I Know of a Sleep in Jesus' Name
A sermon based on 1 Thessalonians 4:13-18
Sunday, November 13, 2011 - Saints Triumphant B
One of the longest days of my life began as a day of recreation. A couple of friends and I got up while it was still dark and drove several hours to the start of a trail. We then spent the better part of the day hiking into the Cascade mountains in Washington state. But as evening approached, maybe 10 miles in, the rain started falling (as it's apt to do in that part of the country). We only had 2 or 3 miles to go until we came to the place where we intended to camp for the night, but the rain soon became a downpour. And as we continued on the hike, now fairly soaked, we came to a spot where the trail had washed out. There was a cliff wall on the left, a sheer drop on the right, and a big mudslide down the mountain in front of us. There was no way around and no place to camp around there so there was no other choice but to turn around. We backtracked a mile or so until we found a place that was fairly flat and just big enough for a tent and campfire under the trees.
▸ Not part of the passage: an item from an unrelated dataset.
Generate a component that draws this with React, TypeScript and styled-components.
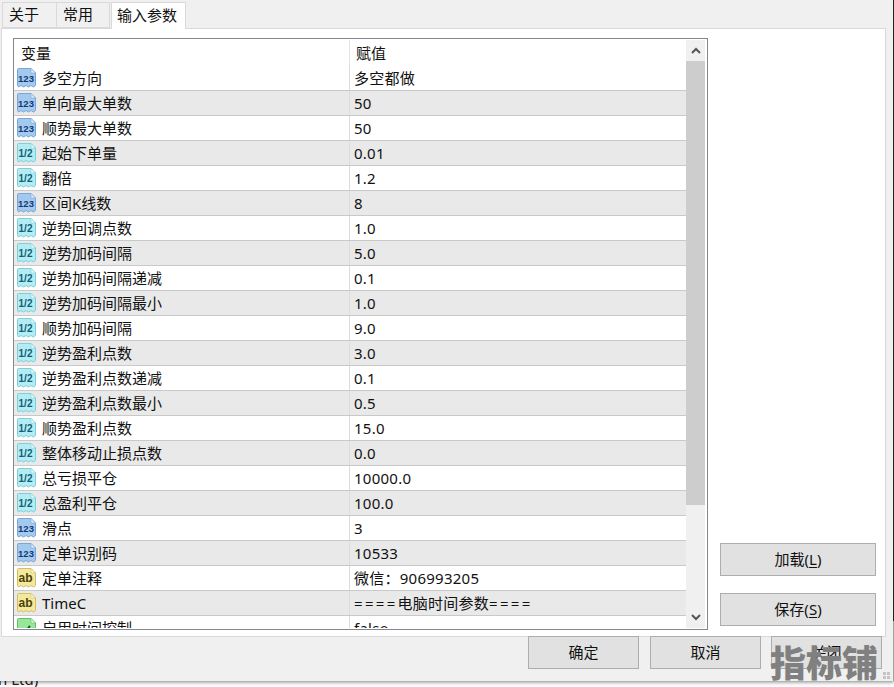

We tried to start a fire to warm up and dry off, but the rain was relentless and there was no dry fuel to be found. So we pitched the tent and huddled inside determined to make the best of a miserable situation. But before long we realized the tent had a leak and the level ground we'd found was the perfect place for the water to pool as it ran down the side of the mountain. But now we were stuck. It was dark and unsafe to hike even if we had the energy to break camp and plod on. So there we spent a sleepless night, our sleeping bags and us inside them soaked through. It was also a surprisingly chilly night for early June. I don't think any of us slept a wink.
The next morning, when dawn finally arrived, the rain still hadn't let up. So we broke camp and hiked the absolutely miserable 10 or 12 miles back to the car while the torrents of rain continued to drench us, hoping that the trail between us and the car hadn't washed out too. When we finally got back to the car, we cranked the heater to try to dry out and drove several hours back home.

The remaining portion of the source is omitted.